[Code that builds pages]
——

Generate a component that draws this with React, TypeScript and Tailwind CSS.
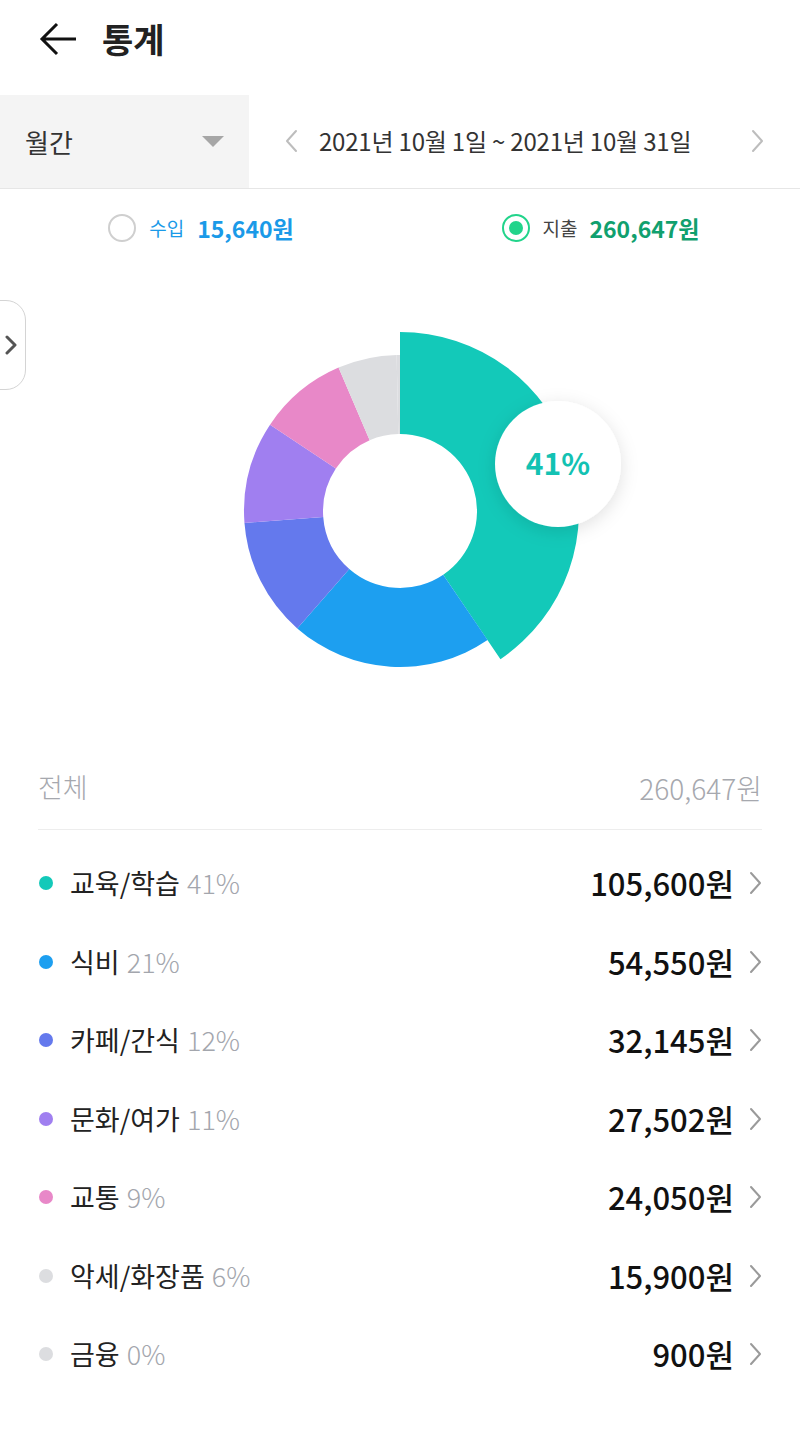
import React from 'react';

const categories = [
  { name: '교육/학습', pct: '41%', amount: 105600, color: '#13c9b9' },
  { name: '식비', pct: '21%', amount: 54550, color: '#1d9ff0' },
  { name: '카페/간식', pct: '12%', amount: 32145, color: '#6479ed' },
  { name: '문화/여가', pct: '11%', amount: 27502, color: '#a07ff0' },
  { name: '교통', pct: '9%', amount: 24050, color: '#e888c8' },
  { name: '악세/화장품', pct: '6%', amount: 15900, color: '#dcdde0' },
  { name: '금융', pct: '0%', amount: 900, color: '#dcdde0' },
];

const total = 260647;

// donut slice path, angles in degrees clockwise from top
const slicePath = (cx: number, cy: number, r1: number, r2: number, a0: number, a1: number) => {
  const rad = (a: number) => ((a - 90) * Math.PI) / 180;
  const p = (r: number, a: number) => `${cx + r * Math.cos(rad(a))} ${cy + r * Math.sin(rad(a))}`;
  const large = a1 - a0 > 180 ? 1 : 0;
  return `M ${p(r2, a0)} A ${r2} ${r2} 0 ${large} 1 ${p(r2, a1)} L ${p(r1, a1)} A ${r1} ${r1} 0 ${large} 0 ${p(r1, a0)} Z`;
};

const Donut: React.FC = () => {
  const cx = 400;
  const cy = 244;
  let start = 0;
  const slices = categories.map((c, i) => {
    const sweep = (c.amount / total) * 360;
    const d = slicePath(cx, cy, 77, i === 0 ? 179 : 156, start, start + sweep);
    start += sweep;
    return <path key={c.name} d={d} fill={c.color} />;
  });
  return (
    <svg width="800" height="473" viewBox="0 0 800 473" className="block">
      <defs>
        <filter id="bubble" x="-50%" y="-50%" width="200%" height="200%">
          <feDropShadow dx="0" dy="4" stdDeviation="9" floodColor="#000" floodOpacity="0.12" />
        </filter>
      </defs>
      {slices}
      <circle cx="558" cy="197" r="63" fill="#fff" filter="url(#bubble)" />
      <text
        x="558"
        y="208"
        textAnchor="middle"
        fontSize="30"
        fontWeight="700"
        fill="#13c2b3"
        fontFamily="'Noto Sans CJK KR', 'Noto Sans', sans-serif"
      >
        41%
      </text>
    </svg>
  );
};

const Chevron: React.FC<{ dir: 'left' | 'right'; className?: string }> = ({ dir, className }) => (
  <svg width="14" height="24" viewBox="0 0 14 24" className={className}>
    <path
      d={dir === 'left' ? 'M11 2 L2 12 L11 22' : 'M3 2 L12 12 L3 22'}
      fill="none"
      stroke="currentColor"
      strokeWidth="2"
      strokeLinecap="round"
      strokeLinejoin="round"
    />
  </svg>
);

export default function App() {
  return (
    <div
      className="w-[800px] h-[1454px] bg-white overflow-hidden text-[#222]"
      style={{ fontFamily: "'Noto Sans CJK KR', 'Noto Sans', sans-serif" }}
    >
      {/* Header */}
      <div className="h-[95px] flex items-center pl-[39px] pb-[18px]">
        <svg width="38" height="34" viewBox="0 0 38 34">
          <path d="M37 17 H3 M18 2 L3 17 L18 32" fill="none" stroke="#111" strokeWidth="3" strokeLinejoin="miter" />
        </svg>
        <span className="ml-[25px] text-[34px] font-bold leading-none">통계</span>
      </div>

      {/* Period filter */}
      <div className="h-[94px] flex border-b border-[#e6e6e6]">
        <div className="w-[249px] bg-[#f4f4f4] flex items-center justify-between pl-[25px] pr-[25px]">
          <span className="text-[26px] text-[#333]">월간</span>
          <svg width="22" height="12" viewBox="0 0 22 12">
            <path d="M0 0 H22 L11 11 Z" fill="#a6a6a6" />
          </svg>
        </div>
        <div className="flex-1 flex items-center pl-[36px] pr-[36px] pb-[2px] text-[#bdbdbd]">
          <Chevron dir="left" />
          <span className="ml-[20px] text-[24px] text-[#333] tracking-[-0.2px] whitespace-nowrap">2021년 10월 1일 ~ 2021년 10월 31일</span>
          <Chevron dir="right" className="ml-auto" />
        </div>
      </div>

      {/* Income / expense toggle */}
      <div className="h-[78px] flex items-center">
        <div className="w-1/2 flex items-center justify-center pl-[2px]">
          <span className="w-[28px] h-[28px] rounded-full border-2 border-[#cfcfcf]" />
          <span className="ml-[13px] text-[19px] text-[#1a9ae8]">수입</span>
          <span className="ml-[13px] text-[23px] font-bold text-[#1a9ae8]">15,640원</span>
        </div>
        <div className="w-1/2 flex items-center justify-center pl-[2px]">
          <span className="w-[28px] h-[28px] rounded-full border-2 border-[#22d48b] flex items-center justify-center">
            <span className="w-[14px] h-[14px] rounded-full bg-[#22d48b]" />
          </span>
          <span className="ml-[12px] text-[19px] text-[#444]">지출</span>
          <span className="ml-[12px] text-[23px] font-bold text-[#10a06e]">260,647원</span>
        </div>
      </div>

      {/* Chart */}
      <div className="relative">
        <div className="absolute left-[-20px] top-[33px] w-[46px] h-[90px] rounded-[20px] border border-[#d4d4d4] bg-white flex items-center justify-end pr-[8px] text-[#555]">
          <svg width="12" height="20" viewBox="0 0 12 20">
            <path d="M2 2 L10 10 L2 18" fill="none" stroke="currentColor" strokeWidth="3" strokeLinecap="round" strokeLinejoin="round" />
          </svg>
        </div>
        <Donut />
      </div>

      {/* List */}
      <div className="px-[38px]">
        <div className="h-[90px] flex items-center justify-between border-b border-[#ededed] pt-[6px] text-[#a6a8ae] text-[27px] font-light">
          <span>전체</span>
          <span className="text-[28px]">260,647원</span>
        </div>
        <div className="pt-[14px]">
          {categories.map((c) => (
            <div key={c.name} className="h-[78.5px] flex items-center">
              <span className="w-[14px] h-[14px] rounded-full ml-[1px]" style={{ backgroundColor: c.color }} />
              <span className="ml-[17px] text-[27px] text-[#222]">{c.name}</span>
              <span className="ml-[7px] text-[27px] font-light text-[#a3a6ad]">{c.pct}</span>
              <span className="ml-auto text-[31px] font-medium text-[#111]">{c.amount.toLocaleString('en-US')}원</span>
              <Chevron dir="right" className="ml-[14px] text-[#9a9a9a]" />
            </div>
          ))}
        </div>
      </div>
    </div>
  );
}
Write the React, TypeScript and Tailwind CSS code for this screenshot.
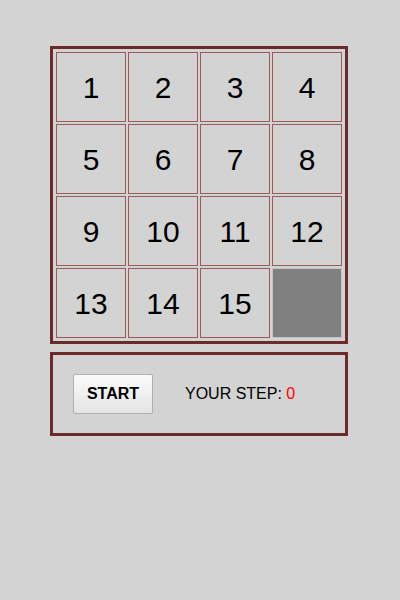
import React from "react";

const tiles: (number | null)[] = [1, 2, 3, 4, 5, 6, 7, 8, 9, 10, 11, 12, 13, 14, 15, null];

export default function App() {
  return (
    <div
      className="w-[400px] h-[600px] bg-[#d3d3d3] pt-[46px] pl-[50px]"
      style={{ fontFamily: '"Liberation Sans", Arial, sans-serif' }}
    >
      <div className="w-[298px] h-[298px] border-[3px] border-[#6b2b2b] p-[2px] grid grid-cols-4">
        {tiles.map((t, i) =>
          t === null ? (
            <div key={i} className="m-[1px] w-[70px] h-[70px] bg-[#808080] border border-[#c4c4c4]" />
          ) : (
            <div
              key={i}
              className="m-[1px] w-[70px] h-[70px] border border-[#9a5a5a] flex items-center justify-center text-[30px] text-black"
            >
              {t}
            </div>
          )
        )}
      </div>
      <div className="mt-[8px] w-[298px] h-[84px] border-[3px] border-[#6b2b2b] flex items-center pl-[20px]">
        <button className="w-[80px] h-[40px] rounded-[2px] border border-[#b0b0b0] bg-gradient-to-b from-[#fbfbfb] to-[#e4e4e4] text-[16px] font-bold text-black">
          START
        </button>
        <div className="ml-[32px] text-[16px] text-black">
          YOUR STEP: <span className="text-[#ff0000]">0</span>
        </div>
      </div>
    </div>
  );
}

——

- [WHAT THIS TASK INVOLVES] Transcribe every line from the records above without alteration, and leave out the images.

- [WRITTEN RESPONSE]
Generate a component that draws this with React, TypeScript and Tailwind CSS.
import React from 'react';

const categories = [
  { name: '교육/학습', pct: '41%', amount: 105600, color: '#13c9b9' },
  { name: '식비', pct: '21%', amount: 54550, color: '#1d9ff0' },
  { name: '카페/간식', pct: '12%', amount: 32145, color: '#6479ed' },
  { name: '문화/여가', pct: '11%', amount: 27502, color: '#a07ff0' },
  { name: '교통', pct: '9%', amount: 24050, color: '#e888c8' },
  { name: '악세/화장품', pct: '6%', amount: 15900, color: '#dcdde0' },
  { name: '금융', pct: '0%', amount: 900, color: '#dcdde0' },
];

const total = 260647;

// donut slice path, angles in degrees clockwise from top
const slicePath = (cx: number, cy: number, r1: number, r2: number, a0: number, a1: number) => {
  const rad = (a: number) => ((a - 90) * Math.PI) / 180;
  const p = (r: number, a: number) => `${cx + r * Math.cos(rad(a))} ${cy + r * Math.sin(rad(a))}`;
  const large = a1 - a0 > 180 ? 1 : 0;
  return `M ${p(r2, a0)} A ${r2} ${r2} 0 ${large} 1 ${p(r2, a1)} L ${p(r1, a1)} A ${r1} ${r1} 0 ${large} 0 ${p(r1, a0)} Z`;
};

const Donut: React.FC = () => {
  const cx = 400;
  const cy = 244;
  let start = 0;
  const slices = categories.map((c, i) => {
    const sweep = (c.amount / total) * 360;
    const d = slicePath(cx, cy, 77, i === 0 ? 179 : 156, start, start + sweep);
    start += sweep;
    return <path key={c.name} d={d} fill={c.color} />;
  });
  return (
    <svg width="800" height="473" viewBox="0 0 800 473" className="block">
      <defs>
        <filter id="bubble" x="-50%" y="-50%" width="200%" height="200%">
          <feDropShadow dx="0" dy="4" stdDeviation="9" floodColor="#000" floodOpacity="0.12" />
        </filter>
      </defs>
      {slices}
      <circle cx="558" cy="197" r="63" fill="#fff" filter="url(#bubble)" />
      <text
        x="558"
        y="208"
        textAnchor="middle"
        fontSize="30"
        fontWeight="700"
        fill="#13c2b3"
        fontFamily="'Noto Sans CJK KR', 'Noto Sans', sans-serif"
      >
        41%
      </text>
    </svg>
  );
};

const Chevron: React.FC<{ dir: 'left' | 'right'; className?: string }> = ({ dir, className }) => (
  <svg width="14" height="24" viewBox="0 0 14 24" className={className}>
    <path
      d={dir === 'left' ? 'M11 2 L2 12 L11 22' : 'M3 2 L12 12 L3 22'}
      fill="none"
      stroke="currentColor"
      strokeWidth="2"
      strokeLinecap="round"
      strokeLinejoin="round"
    />
  </svg>
);

export default function App() {
  return (
    <div
      className="w-[800px] h-[1454px] bg-white overflow-hidden text-[#222]"
      style={{ fontFamily: "'Noto Sans CJK KR', 'Noto Sans', sans-serif" }}
    >
      {/* Header */}
      <div className="h-[95px] flex items-center pl-[39px] pb-[18px]">
        <svg width="38" height="34" viewBox="0 0 38 34">
          <path d="M37 17 H3 M18 2 L3 17 L18 32" fill="none" stroke="#111" strokeWidth="3" strokeLinejoin="miter" />
        </svg>
        <span className="ml-[25px] text-[34px] font-bold leading-none">통계</span>
      </div>

      {/* Period filter */}
      <div className="h-[94px] flex border-b border-[#e6e6e6]">
        <div className="w-[249px] bg-[#f4f4f4] flex items-center justify-between pl-[25px] pr-[25px]">
          <span className="text-[26px] text-[#333]">월간</span>
          <svg width="22" height="12" viewBox="0 0 22 12">
            <path d="M0 0 H22 L11 11 Z" fill="#a6a6a6" />
          </svg>
        </div>
        <div className="flex-1 flex items-center pl-[36px] pr-[36px] pb-[2px] text-[#bdbdbd]">
          <Chevron dir="left" />
          <span className="ml-[20px] text-[24px] text-[#333] tracking-[-0.2px] whitespace-nowrap">2021년 10월 1일 ~ 2021년 10월 31일</span>
          <Chevron dir="right" className="ml-auto" />
        </div>
      </div>

      {/* Income / expense toggle */}
      <div className="h-[78px] flex items-center">
        <div className="w-1/2 flex items-center justify-center pl-[2px]">
          <span className="w-[28px] h-[28px] rounded-full border-2 border-[#cfcfcf]" />
          <span className="ml-[13px] text-[19px] text-[#1a9ae8]">수입</span>
          <span className="ml-[13px] text-[23px] font-bold text-[#1a9ae8]">15,640원</span>
        </div>
        <div className="w-1/2 flex items-center justify-center pl-[2px]">
          <span className="w-[28px] h-[28px] rounded-full border-2 border-[#22d48b] flex items-center justify-center">
            <span className="w-[14px] h-[14px] rounded-full bg-[#22d48b]" />
          </span>
          <span className="ml-[12px] text-[19px] text-[#444]">지출</span>
          <span className="ml-[12px] text-[23px] font-bold text-[#10a06e]">260,647원</span>
        </div>
      </div>

      {/* Chart */}
      <div className="relative">
        <div className="absolute left-[-20px] top-[33px] w-[46px] h-[90px] rounded-[20px] border border-[#d4d4d4] bg-white flex items-center justify-end pr-[8px] text-[#555]">
          <svg width="12" height="20" viewBox="0 0 12 20">
            <path d="M2 2 L10 10 L2 18" fill="none" stroke="currentColor" strokeWidth="3" strokeLinecap="round" strokeLinejoin="round" />
          </svg>
        </div>
        <Donut />
      </div>

      {/* List */}
      <div className="px-[38px]">
        <div className="h-[90px] flex items-center justify-between border-b border-[#ededed] pt-[6px] text-[#a6a8ae] text-[27px] font-light">
          <span>전체</span>
          <span className="text-[28px]">260,647원</span>
        </div>
        <div className="pt-[14px]">
          {categories.map((c) => (
            <div key={c.name} className="h-[78.5px] flex items-center">
              <span className="w-[14px] h-[14px] rounded-full ml-[1px]" style={{ backgroundColor: c.color }} />
              <span className="ml-[17px] text-[27px] text-[#222]">{c.name}</span>
              <span className="ml-[7px] text-[27px] font-light text-[#a3a6ad]">{c.pct}</span>
              <span className="ml-auto text-[31px] font-medium text-[#111]">{c.amount.toLocaleString('en-US')}원</span>
              <Chevron dir="right" className="ml-[14px] text-[#9a9a9a]" />
            </div>
          ))}
        </div>
      </div>
    </div>
  );
}
Write the React, TypeScript and Tailwind CSS code for this screenshot.
import React from "react";

const tiles: (number | null)[] = [1, 2, 3, 4, 5, 6, 7, 8, 9, 10, 11, 12, 13, 14, 15, null];

export default function App() {
  return (
    <div
      className="w-[400px] h-[600px] bg-[#d3d3d3] pt-[46px] pl-[50px]"
      style={{ fontFamily: '"Liberation Sans", Arial, sans-serif' }}
    >
      <div className="w-[298px] h-[298px] border-[3px] border-[#6b2b2b] p-[2px] grid grid-cols-4">
        {tiles.map((t, i) =>
          t === null ? (
            <div key={i} className="m-[1px] w-[70px] h-[70px] bg-[#808080] border border-[#c4c4c4]" />
          ) : (
            <div
              key={i}
              className="m-[1px] w-[70px] h-[70px] border border-[#9a5a5a] flex items-center justify-center text-[30px] text-black"
            >
              {t}
            </div>
          )
        )}
      </div>
      <div className="mt-[8px] w-[298px] h-[84px] border-[3px] border-[#6b2b2b] flex items-center pl-[20px]">
        <button className="w-[80px] h-[40px] rounded-[2px] border border-[#b0b0b0] bg-gradient-to-b from-[#fbfbfb] to-[#e4e4e4] text-[16px] font-bold text-black">
          START
        </button>
        <div className="ml-[32px] text-[16px] text-black">
          YOUR STEP: <span className="text-[#ff0000]">0</span>
        </div>
      </div>
    </div>
  );
}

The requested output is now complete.